# Start of DATA BLOCK

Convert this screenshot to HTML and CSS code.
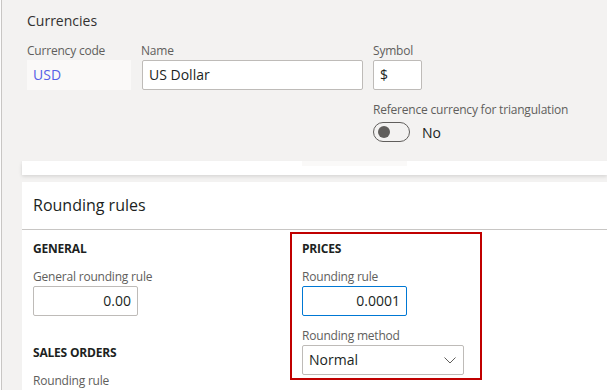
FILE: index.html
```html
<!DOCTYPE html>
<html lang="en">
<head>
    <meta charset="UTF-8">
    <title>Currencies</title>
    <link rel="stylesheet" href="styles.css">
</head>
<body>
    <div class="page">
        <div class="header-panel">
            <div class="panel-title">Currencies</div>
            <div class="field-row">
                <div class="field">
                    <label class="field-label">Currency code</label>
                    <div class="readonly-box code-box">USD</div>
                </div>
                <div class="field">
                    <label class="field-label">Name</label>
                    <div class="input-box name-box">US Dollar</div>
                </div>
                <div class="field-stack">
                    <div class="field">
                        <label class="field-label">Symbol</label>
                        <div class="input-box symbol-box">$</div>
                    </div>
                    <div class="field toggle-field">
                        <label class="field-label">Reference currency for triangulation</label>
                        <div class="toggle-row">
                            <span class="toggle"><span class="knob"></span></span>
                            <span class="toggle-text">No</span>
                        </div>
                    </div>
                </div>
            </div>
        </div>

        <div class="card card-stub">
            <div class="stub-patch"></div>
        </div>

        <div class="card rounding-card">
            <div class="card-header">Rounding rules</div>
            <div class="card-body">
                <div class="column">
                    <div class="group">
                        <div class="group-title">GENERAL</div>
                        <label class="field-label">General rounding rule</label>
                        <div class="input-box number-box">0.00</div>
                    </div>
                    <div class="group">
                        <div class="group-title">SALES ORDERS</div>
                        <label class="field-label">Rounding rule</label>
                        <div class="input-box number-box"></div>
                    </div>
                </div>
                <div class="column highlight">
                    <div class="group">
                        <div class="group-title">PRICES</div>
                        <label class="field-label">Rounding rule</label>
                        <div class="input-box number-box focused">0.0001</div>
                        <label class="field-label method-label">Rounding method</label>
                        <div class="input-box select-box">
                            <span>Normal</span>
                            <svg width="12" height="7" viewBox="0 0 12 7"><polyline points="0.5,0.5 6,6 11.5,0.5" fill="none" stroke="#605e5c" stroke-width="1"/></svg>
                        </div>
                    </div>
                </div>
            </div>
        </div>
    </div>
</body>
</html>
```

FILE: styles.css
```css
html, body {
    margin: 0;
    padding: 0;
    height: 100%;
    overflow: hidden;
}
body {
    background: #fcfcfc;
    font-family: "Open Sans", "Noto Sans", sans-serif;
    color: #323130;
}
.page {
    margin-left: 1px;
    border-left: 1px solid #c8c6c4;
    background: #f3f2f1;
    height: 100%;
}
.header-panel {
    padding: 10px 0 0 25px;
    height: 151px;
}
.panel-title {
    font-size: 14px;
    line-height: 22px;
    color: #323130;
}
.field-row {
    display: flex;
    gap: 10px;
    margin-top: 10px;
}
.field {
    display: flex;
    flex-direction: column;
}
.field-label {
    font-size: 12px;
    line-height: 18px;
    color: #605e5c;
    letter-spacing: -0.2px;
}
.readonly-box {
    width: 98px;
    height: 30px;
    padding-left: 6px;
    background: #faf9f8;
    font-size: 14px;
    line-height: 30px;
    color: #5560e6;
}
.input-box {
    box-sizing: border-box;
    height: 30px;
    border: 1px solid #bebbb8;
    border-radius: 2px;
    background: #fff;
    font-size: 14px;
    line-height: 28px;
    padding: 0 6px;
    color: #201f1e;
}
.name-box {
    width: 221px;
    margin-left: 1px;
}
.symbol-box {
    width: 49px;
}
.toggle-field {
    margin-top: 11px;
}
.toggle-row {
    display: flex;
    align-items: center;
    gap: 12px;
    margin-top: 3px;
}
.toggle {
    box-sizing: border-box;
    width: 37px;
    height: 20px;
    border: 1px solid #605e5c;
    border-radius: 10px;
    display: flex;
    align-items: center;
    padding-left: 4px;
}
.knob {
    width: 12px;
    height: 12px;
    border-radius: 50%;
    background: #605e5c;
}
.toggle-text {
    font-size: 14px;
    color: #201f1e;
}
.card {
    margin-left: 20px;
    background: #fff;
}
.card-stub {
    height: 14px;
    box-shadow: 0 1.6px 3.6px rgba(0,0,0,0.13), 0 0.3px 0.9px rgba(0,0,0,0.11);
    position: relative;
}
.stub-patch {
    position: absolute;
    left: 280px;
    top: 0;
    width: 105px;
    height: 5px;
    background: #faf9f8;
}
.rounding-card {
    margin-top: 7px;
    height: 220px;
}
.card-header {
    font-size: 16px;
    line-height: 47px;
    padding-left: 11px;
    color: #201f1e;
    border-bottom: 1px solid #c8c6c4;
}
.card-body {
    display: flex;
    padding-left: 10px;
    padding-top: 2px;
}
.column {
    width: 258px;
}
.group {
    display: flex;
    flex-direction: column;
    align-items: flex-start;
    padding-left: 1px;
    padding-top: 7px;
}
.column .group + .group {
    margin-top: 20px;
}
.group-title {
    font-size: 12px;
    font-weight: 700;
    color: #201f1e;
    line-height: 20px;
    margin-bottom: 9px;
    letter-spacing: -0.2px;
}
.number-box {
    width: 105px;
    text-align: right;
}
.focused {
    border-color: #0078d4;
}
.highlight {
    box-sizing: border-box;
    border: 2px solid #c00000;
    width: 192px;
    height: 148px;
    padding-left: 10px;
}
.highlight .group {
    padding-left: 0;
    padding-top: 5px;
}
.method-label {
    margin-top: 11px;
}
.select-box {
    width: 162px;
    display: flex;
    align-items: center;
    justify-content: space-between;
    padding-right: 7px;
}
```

# End of DATA BLOCK

### [WORK TO DO]
Each line of the data is to be duplicated exactly; pictures stay out of the copy.

### [THE ANSWER]
Convert this screenshot to HTML and CSS code.
FILE: index.html
```html
<!DOCTYPE html>
<html lang="en">
<head>
    <meta charset="UTF-8">
    <title>Currencies</title>
    <link rel="stylesheet" href="styles.css">
</head>
<body>
    <div class="page">
        <div class="header-panel">
            <div class="panel-title">Currencies</div>
            <div class="field-row">
                <div class="field">
                    <label class="field-label">Currency code</label>
                    <div class="readonly-box code-box">USD</div>
                </div>
                <div class="field">
                    <label class="field-label">Name</label>
                    <div class="input-box name-box">US Dollar</div>
                </div>
                <div class="field-stack">
                    <div class="field">
                        <label class="field-label">Symbol</label>
                        <div class="input-box symbol-box">$</div>
                    </div>
                    <div class="field toggle-field">
                        <label class="field-label">Reference currency for triangulation</label>
                        <div class="toggle-row">
                            <span class="toggle"><span class="knob"></span></span>
                            <span class="toggle-text">No</span>
                        </div>
                    </div>
                </div>
            </div>
        </div>

        <div class="card card-stub">
            <div class="stub-patch"></div>
        </div>

        <div class="card rounding-card">
            <div class="card-header">Rounding rules</div>
            <div class="card-body">
                <div class="column">
                    <div class="group">
                        <div class="group-title">GENERAL</div>
                        <label class="field-label">General rounding rule</label>
                        <div class="input-box number-box">0.00</div>
                    </div>
                    <div class="group">
                        <div class="group-title">SALES ORDERS</div>
                        <label class="field-label">Rounding rule</label>
                        <div class="input-box number-box"></div>
                    </div>
                </div>
                <div class="column highlight">
                    <div class="group">
                        <div class="group-title">PRICES</div>
                        <label class="field-label">Rounding rule</label>
                        <div class="input-box number-box focused">0.0001</div>
                        <label class="field-label method-label">Rounding method</label>
                        <div class="input-box select-box">
                            <span>Normal</span>
                            <svg width="12" height="7" viewBox="0 0 12 7"><polyline points="0.5,0.5 6,6 11.5,0.5" fill="none" stroke="#605e5c" stroke-width="1"/></svg>
                        </div>
                    </div>
                </div>
            </div>
        </div>
    </div>
</body>
</html>
```

FILE: styles.css
```css
html, body {
    margin: 0;
    padding: 0;
    height: 100%;
    overflow: hidden;
}
body {
    background: #fcfcfc;
    font-family: "Open Sans", "Noto Sans", sans-serif;
    color: #323130;
}
.page {
    margin-left: 1px;
    border-left: 1px solid #c8c6c4;
    background: #f3f2f1;
    height: 100%;
}
.header-panel {
    padding: 10px 0 0 25px;
    height: 151px;
}
.panel-title {
    font-size: 14px;
    line-height: 22px;
    color: #323130;
}
.field-row {
    display: flex;
    gap: 10px;
    margin-top: 10px;
}
.field {
    display: flex;
    flex-direction: column;
}
.field-label {
    font-size: 12px;
    line-height: 18px;
    color: #605e5c;
    letter-spacing: -0.2px;
}
.readonly-box {
    width: 98px;
    height: 30px;
    padding-left: 6px;
    background: #faf9f8;
    font-size: 14px;
    line-height: 30px;
    color: #5560e6;
}
.input-box {
    box-sizing: border-box;
    height: 30px;
    border: 1px solid #bebbb8;
    border-radius: 2px;
    background: #fff;
    font-size: 14px;
    line-height: 28px;
    padding: 0 6px;
    color: #201f1e;
}
.name-box {
    width: 221px;
    margin-left: 1px;
}
.symbol-box {
    width: 49px;
}
.toggle-field {
    margin-top: 11px;
}
.toggle-row {
    display: flex;
    align-items: center;
    gap: 12px;
    margin-top: 3px;
}
.toggle {
    box-sizing: border-box;
    width: 37px;
    height: 20px;
    border: 1px solid #605e5c;
    border-radius: 10px;
    display: flex;
    align-items: center;
    padding-left: 4px;
}
.knob {
    width: 12px;
    height: 12px;
    border-radius: 50%;
    background: #605e5c;
}
.toggle-text {
    font-size: 14px;
    color: #201f1e;
}
.card {
    margin-left: 20px;
    background: #fff;
}
.card-stub {
    height: 14px;
    box-shadow: 0 1.6px 3.6px rgba(0,0,0,0.13), 0 0.3px 0.9px rgba(0,0,0,0.11);
    position: relative;
}
.stub-patch {
    position: absolute;
    left: 280px;
    top: 0;
    width: 105px;
    height: 5px;
    background: #faf9f8;
}
.rounding-card {
    margin-top: 7px;
    height: 220px;
}
.card-header {
    font-size: 16px;
    line-height: 47px;
    padding-left: 11px;
    color: #201f1e;
    border-bottom: 1px solid #c8c6c4;
}
.card-body {
    display: flex;
    padding-left: 10px;
    padding-top: 2px;
}
.column {
    width: 258px;
}
.group {
    display: flex;
    flex-direction: column;
    align-items: flex-start;
    padding-left: 1px;
    padding-top: 7px;
}
.column .group + .group {
    margin-top: 20px;
}
.group-title {
    font-size: 12px;
    font-weight: 700;
    color: #201f1e;
    line-height: 20px;
    margin-bottom: 9px;
    letter-spacing: -0.2px;
}
.number-box {
    width: 105px;
    text-align: right;
}
.focused {
    border-color: #0078d4;
}
.highlight {
    box-sizing: border-box;
    border: 2px solid #c00000;
    width: 192px;
    height: 148px;
    padding-left: 10px;
}
.highlight .group {
    padding-left: 0;
    padding-top: 5px;
}
.method-label {
    margin-top: 11px;
}
.select-box {
    width: 162px;
    display: flex;
    align-items: center;
    justify-content: space-between;
    padding-right: 7px;
}
```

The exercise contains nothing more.